We concentrate on one aspect of this problem and address a formulation of hydrodynamics from the perspective of topological geometrodynamics (TGD) and a many-sheeted spacetime with characteristic p-adic length scales. We apply the TGD model as a method for understanding the question of how an apparent global and finite-bounded state of a system that is inherently also open and unbounded can operate to generate a massively parallel sequence of events without some disturbing form of nonlocality. Interaction of discrete 3-spaces through a network of “wormhole-like” connection or transfer points can provide an explanation of the convergence process by which events that are on the scale of the far-from-equilibrium system chaotic and disruptive do occur in specific spacetime locales relative to the scale of the overall system.

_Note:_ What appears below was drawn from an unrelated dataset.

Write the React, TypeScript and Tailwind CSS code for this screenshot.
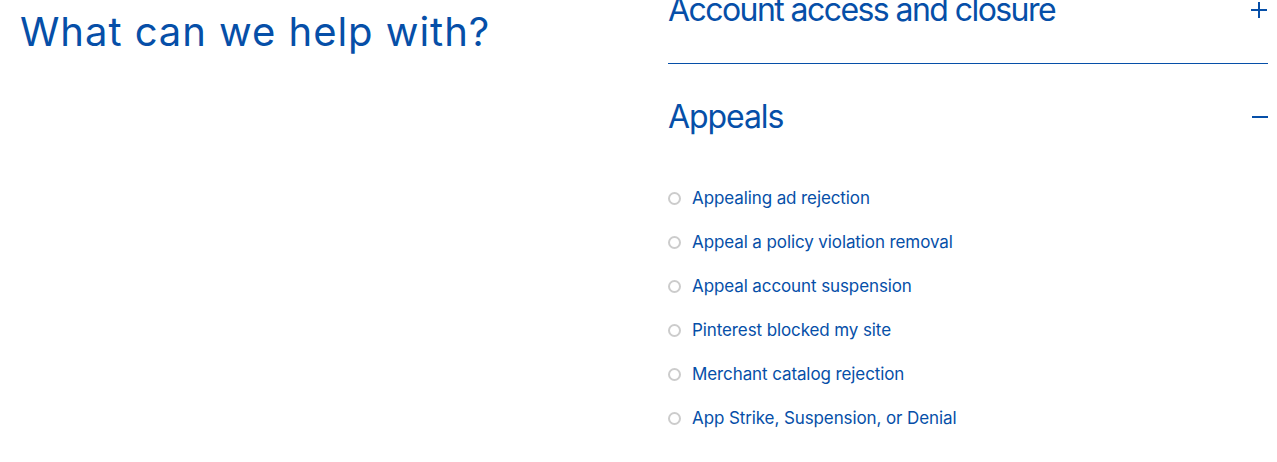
import React from "react";

const items = [
  "Appealing ad rejection",
  "Appeal a policy violation removal",
  "Appeal account suspension",
  "Pinterest blocked my site",
  "Merchant catalog rejection",
  "App Strike, Suspension, or Denial",
];

export default function App() {
  return (
    <div
      className="w-[1277px] h-[462px] overflow-hidden bg-white flex text-[#064fa8]"
      style={{ fontFamily: "Inter, 'Noto Sans', sans-serif" }}
    >
      <div className="flex-1 pl-[20px] pt-[8px]">
        <h1 className="text-[40px] leading-[48px] font-normal tracking-[0.024em]">
          What can we help with?
        </h1>
      </div>
      <div className="w-[600px] mr-[9px] shrink-0 -mt-[44px]">
        <div className="h-[108px] flex items-center justify-between border-b border-[#064fa8]">
          <span className="text-[32px] leading-none tracking-[-0.049em]">
            Account access and closure
          </span>
          <span className="relative w-[16px] h-[16px] mr-[1px]">
            <span className="absolute left-0 right-0 top-[7px] h-[2px] bg-[#064fa8]" />
            <span className="absolute top-0 bottom-0 left-[7px] w-[2px] bg-[#064fa8]" />
          </span>
        </div>
        <div className="h-[106px] flex items-center justify-between">
          <span className="text-[32px] leading-none tracking-[-0.034em]">Appeals</span>
          <span className="relative w-[16px] h-[16px]">
            <span className="absolute left-0 right-0 top-[7px] h-[2px] bg-[#064fa8]" />
          </span>
        </div>
        <ul className="pt-[6px]">
          {items.map((t) => (
            <li key={t} className="h-[44px] flex items-center gap-[11px]">
              <span className="w-[13px] h-[13px] rounded-full border-2 border-[#cccccc] shrink-0" />
              <span className="text-[17px] leading-none tracking-[-0.006em]">{t}</span>
            </li>
          ))}
        </ul>
      </div>
    </div>
  );
}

The same multiple-space, wormhole-type transfer processes may also help to predict movement of such chaotic “release” engines once initiated until they have exhausted their supply of energy, via the excess energies of the embedding system in which they exist, and thereby introduced a new level of stabilization to that embedding system.

 

Hydrodynamic and also aerodynamic vortices such as are characteristic of hurricanes and typhoons are approached through a particle description involving increasingly larger p-adic length scales. Topologically condensed ‘fluids’ of smaller p-adic length scale particles fuse and the kinetic energy of the particle motion in this length scale would be dissipated as turbulent fluid motion in shorter length scales by the formation of vortices.

 

A mathematical approach to the problem as well as current work underway in computer simulation studies will be included within the presentation.